Find the lines holding "styles" and copy them.
══ DATASET CONTENT ══
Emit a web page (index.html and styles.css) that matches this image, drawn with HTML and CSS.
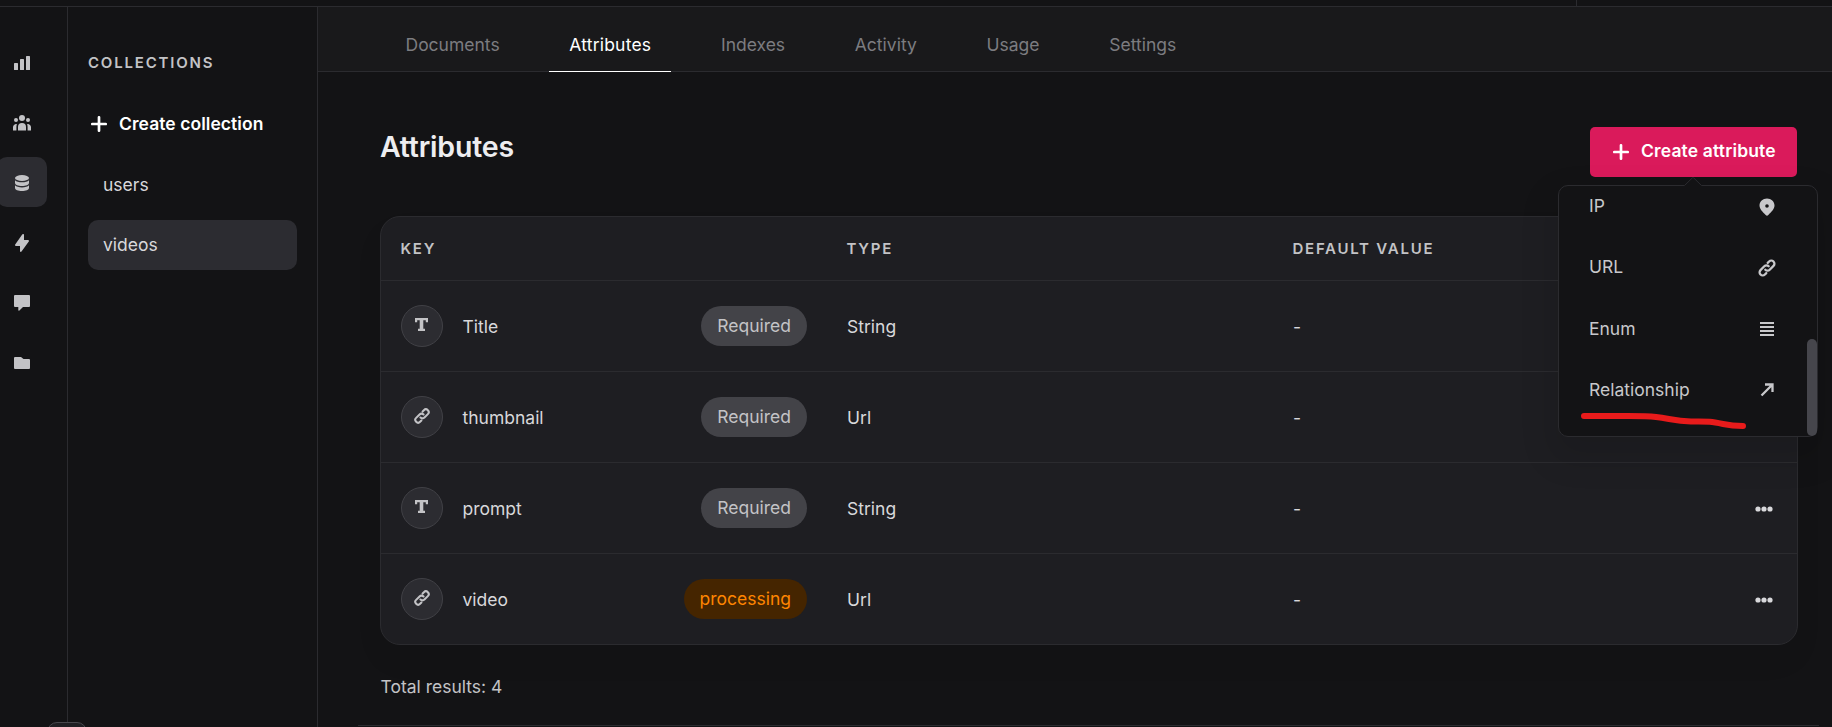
FILE: index.html
```html
<!DOCTYPE html>
<html lang="en">
<head>
<meta charset="utf-8">
<title>Attributes</title>
<link rel="stylesheet" href="styles.css">
</head>
<body>
<svg class="defs" width="0" height="0" aria-hidden="true">
  <symbol id="link" viewBox="0 0 20 20">
    <path d="M8.3 11.7a3.1 3.1 0 0 0 4.4 0l3.8-3.8a3.1 3.1 0 0 0-4.4-4.4l-1.4 1.4M11.7 8.300a3.1 3.1 0 0 0-4.4 0l-3.800 3.800a3.1 3.1 0 0 0 4.400 4.400l1.400-1.400" fill="none" stroke="currentColor" stroke-width="2.3" stroke-linecap="round"/>
  </symbol>
  <symbol id="serif-t" viewBox="0 0 13 13">
    <path d="M0 0h13v4.200h-2.200V2.300H8.300v8.400H10V13H3v-2.300h1.700V2.300H2.200v1.900H0z" fill="currentColor"/>
  </symbol>
  <symbol id="plus" viewBox="0 0 16 16">
    <path d="M8 1.300v13.400M1.300 8h13.400" stroke="currentColor" stroke-width="2.700" stroke-linecap="round"/>
  </symbol>
  <symbol id="dots" viewBox="0 0 18 6">
    <g fill="currentColor"><circle cx="3" cy="3" r="2.600"/><circle cx="9" cy="3" r="2.600"/><circle cx="15" cy="3" r="2.600"/></g>
  </symbol>
</svg>

<header class="topbar"><div class="topbar-end"></div></header>
<div class="app">
  <nav class="rail">
    <a class="rail-item"><svg width="18" height="16" viewBox="0 0 18 16"><g fill="currentColor"><rect x="1" y="8" width="4" height="7" rx=".6"/><rect x="7" y="4" width="4" height="11" rx=".6"/><rect x="13" y="1" width="4" height="14" rx=".6"/></g></svg></a>
    <a class="rail-item"><svg width="18" height="16" viewBox="0 0 18 16"><g fill="currentColor"><circle cx="9" cy="3" r="3"/><circle cx="3" cy="5" r="2"/><circle cx="15" cy="5" r="2"/><path d="M5 15.500V12a4 4 0 0 1 8 0v3.500zM0 15.500V12a3 3 0 0 1 4-2.700 6 6 0 0 0-.6 2.700v3.500zM18 15.500V12a3 3 0 0 0-4-2.700 6 6 0 0 1 .6 2.700v3.500z"/></g></svg></a>
    <a class="rail-item active"><svg width="16" height="18" viewBox="0 0 16 18"><g fill="currentColor"><ellipse cx="8" cy="4" rx="7" ry="3"/><path d="M1 6.200c1.200 1.300 3.900 2.100 7 2.100s5.800-.8 7-2.100V9c0 1.700-3.100 3-7 3s-7-1.300-7-3z"/><path d="M1 11.300c1.200 1.300 3.900 2.100 7 2.100s5.800-.8 7-2.100V14c0 1.700-3.100 3-7 3s-7-1.300-7-3z"/></g></svg></a>
    <a class="rail-item"><svg width="16" height="20" viewBox="0 0 16 20"><path d="M9 1c.7 0 1 .4 1 1v5h4c.9 0 1.300.8.8 1.500l-7.300 10c-.6.800-1.500.4-1.500-.5v-5H2c-.9 0-1.300-.8-.8-1.500l7-10c.2-.3.500-.5.8-.5z" fill="currentColor"/></svg></a>
    <a class="rail-item"><svg width="18" height="18" viewBox="0 0 18 18"><path d="M2 1h14a1 1 0 0 1 1 1v10a1 1 0 0 1-1 1h-6l-3.600 3.500c-.5.500-1.100.3-1.100-.4V13H2a1 1 0 0 1-1-1V2a1 1 0 0 1 1-1z" fill="currentColor"/></svg></a>
    <a class="rail-item"><svg width="18" height="14" viewBox="0 0 18 14"><path d="M2 1h6l2.500 2H16a1 1 0 0 1 1 1v8a1 1 0 0 1-1 1H2a1 1 0 0 1-1-1V2a1 1 0 0 1 1-1z" fill="currentColor"/></svg></a>
    <div class="rail-toggle"></div>
  </nav>
  <aside class="side">
    <h2 class="side-title">COLLECTIONS</h2>
    <a class="create"><svg width="16" height="16"><use href="#plus"/></svg>Create collection</a>
    <a class="side-item">users</a>
    <a class="side-item active">videos</a>
  </aside>
  <main class="main">
    <nav class="tabs">
      <a class="tab">Documents</a><a class="tab active">Attributes</a><a class="tab">Indexes</a><a class="tab">Activity</a><a class="tab">Usage</a><a class="tab">Settings</a>
    </nav>
    <div class="content">
      <div class="heading">
        <h1 class="title">Attributes</h1>
        <div class="action">
          <button class="button"><svg width="16" height="16"><use href="#plus"/></svg><span>Create attribute</span></button>
          <div class="menu">
            <svg class="menu-arrow" width="18" height="10" viewBox="0 0 18 10"><path d="M0 9 8 1q1-1 2 0l8 8v1H0z" fill="#131315"/><path d="M.5 8.500 8.300.9q.7-.6 1.400 0l7.800 7.600" fill="none" stroke="#2b2b2f"/></svg>
            <div class="menu-item">IP<span class="icon low"><svg width="18" height="18" viewBox="0 0 18 18"><path fill-rule="evenodd" d="M9 .5c4.200 0 7.500 3 7.500 7.100 0 3.500-3.200 6.500-6.200 9.500-.8.800-1.800.8-2.600 0-3-3-6.200-6-6.200-9.500C1.500 3.500 4.800.5 9 .5zM9 6.200a1.800 1.800 0 1 0 0 3.600 1.800 1.800 0 0 0 0-3.600z" fill="currentColor"/></svg></span></div>
            <div class="menu-item">URL<span class="icon low"><svg width="20" height="20"><use href="#link"/></svg></span></div>
            <div class="menu-item">Enum<span class="icon"><svg width="16" height="16" viewBox="0 0 16 16"><path d="M1 2h14M1 6h14M1 10h14M1 14h14" stroke="currentColor" stroke-width="2"/></svg></span></div>
            <div class="menu-item">Relationship<span class="icon"><svg width="16" height="16" viewBox="0 0 16 16"><path d="M2.500 13.500 13 3M6 2.500h7.500V10" fill="none" stroke="currentColor" stroke-width="2.300"/></svg></span></div>
            <div class="scroll-thumb"></div>
            <svg class="marker" width="172" height="24" viewBox="0 0 172 24"><path d="M6 7H50C62 7 70 7 78 8c15 2 20 4 35 4.500 17-.5 22 .5 32 2.500 7 1.500 12 2 20 2" fill="none" stroke="#e81b1b" stroke-width="6" stroke-linecap="round"/></svg>
          </div>
        </div>
      </div>
      <div class="table">
        <div class="row head"><span>KEY</span><span>TYPE</span><span>DEFAULT VALUE</span></div>
        <div class="row"><div class="key"><i class="avatar"><svg width="13" height="13"><use href="#serif-t"/></svg></i><span>Title</span><b class="tag">Required</b></div><span>String</span><span>-</span></div>
        <div class="row"><div class="key"><i class="avatar"><svg width="18" height="18"><use href="#link"/></svg></i><span>thumbnail</span><b class="tag">Required</b></div><span>Url</span><span>-</span></div>
        <div class="row"><div class="key"><i class="avatar"><svg width="13" height="13"><use href="#serif-t"/></svg></i><span>prompt</span><b class="tag">Required</b></div><span>String</span><span>-</span><svg class="more" width="18" height="6"><use href="#dots"/></svg></div>
        <div class="row"><div class="key"><i class="avatar"><svg width="18" height="18"><use href="#link"/></svg></i><span>video</span><b class="tag warn">processing</b></div><span>Url</span><span>-</span><svg class="more" width="18" height="6"><use href="#dots"/></svg></div>
      </div>
      <p class="total">Total results: 4</p>
    </div>
    <div class="footer-line"></div>
  </main>
</div>
</body>
</html>
```
FILE: styles.css
```css
* { box-sizing: border-box; }
body {
  margin: 0;
  width: 1832px;
  height: 727px;
  overflow: hidden;
  background: #131315;
  color: #d8d8db;
  font: 17.5px/26px Inter, sans-serif;
}
.defs { position: absolute; }
svg { display: block; flex: none; }
.topbar { height: 7px; border-bottom: 1px solid #2b2b2f; display: flex; justify-content: flex-end; }
.topbar-end { width: 256px; border-left: 1px solid #2b2b2f; }
.app { display: flex; height: 720px; }

.rail { position: relative; width: 68px; flex: none; border-right: 1px solid #2b2b2f; padding-top: 30px; display: flex; flex-direction: column; gap: 10px; }
.rail-item { width: 50px; height: 50px; margin-left: -3px; padding-top: 2px; border-radius: 10px; display: flex; align-items: center; justify-content: center; color: #c3c3c6; }
.rail-item.active { background: #2c2c31; }
.rail-toggle { position: absolute; left: 47px; top: 715px; width: 40px; height: 24px; border: 1px solid #47474c; border-radius: 10px; background: #1f1f23; z-index: 1; }

.side { width: 250px; flex: none; border-right: 1px solid #2b2b2f; padding: 43px 20px 0; }
.side-title { margin: 0; font-size: 15px; line-height: 26px; font-weight: 600; letter-spacing: 1.8px; color: #c3c3c6; }
.create { display: flex; align-items: center; gap: 12px; height: 50px; margin-top: 23px; padding-left: 3px; color: #fff; font-weight: 600; letter-spacing: .06px; white-space: nowrap; }
.side-item { display: flex; align-items: center; height: 50px; margin-top: 10px; padding-left: 15px; border-radius: 10px; }
.create + .side-item { margin-top: 11px; }
.side-item.active { background: #2c2c31; }

.main { flex: 1; display: flex; flex-direction: column; }
.tabs { height: 65px; background: #19191b; border-bottom: 1px solid #2b2b2f; padding-left: 67.5px; display: flex; gap: 29.700px; }
.tab { height: 65px; padding: 25px 20px 0; color: #7c7c80; }
.tab.active { color: #fff; border-bottom: 1px solid #fff; letter-spacing: .2px; }
.content { padding: 55px 34px 0 62px; height: 653px; }
.heading { display: flex; justify-content: space-between; height: 89px; }
.title { margin: 2px 0 0; font-size: 28.500px; line-height: 36px; font-weight: 600; letter-spacing: -.2px; color: #ededf0; }
.action { position: relative; height: 50px; }
.button { display: flex; align-items: center; gap: 12px; width: 207px; height: 50px; padding: 0 0 0 23px; margin: 0 1px 0 0; border: 0; border-radius: 5px; background: #da1a5b; color: #fff; font: 600 17.500px/26px Inter, sans-serif; letter-spacing: .15px; white-space: nowrap; }
.button span { padding-bottom: 2px; }

.menu { position: absolute; z-index: 2; top: 58px; right: -20px; width: 260px; height: 252px; border: 1px solid #2b2b2f; border-radius: 10px; background: #131315; box-shadow: 0 16px 32px 8px rgba(0, 0, 0, .1); padding-top: 6px; }
.menu-arrow { position: absolute; left: 125px; top: -9px; }
.menu-item { display: flex; align-items: center; justify-content: space-between; height: 30px; margin-bottom: 31.400px; padding: 0 39px 0 30px; color: #c8c8cb; }
.menu-item:first-of-type { margin-top: -1px; }
.icon { width: 22px; display: flex; justify-content: center; }
.icon.low { padding-top: 2px; }
.scroll-thumb { position: absolute; right: 0; bottom: 0; width: 10px; height: 97px; border-radius: 5px; background: #46464c; }
.marker { position: absolute; left: 19px; top: 222.500px; }

.table { width: 1418px; height: 429px; border: 1px solid #2b2b2f; border-radius: 20px; background: #1e1e22; box-shadow: 0 16px 32px rgba(0, 0, 0, .04); }
.row { display: grid; grid-template-columns: 446px 446px 1fr auto; align-items: center; height: 91px; padding: 0 24px 0 20px; border-bottom: 1px solid #2b2b2f; }
.row span { padding-top: 2px; }
.row:last-child { height: 90px; border-bottom: 0; }
.head { height: 64px; font-size: 15px; font-weight: 600; letter-spacing: 1.750px; color: #c3c3c6; }
.row.head span { padding-top: 0; margin-left: -.5px; }
.key { display: flex; align-items: center; padding-right: 40px; }
.avatar { width: 42px; height: 42px; margin-right: 19.500px; border: 1px solid #414146; border-radius: 50%; background: #2c2c31; color: #c3c3c6; display: flex; align-items: center; justify-content: center; padding: 0 1px 3px 0; }
.tag { margin-left: auto; height: 40px; padding: 0 16px; border-radius: 20px; background: #434348; color: #c3c3c6; line-height: 39px; font-weight: 400; }
.tag.warn { background: #452500; color: #ff8500; }
.more { color: #d8d8db; position: relative; top: 1px; }
.total { margin: 29px 0 0 .5px; color: #c3c3c6; }
.footer-line { height: 1px; margin: 0 13px 0 40px; background: #2b2b2f; }
```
═══
### SOLVED PROBLEM
Emit a web page (index.html and styles.css) that matches this image, drawn with HTML and CSS.
<link rel="stylesheet" href="styles.css">
FILE: styles.css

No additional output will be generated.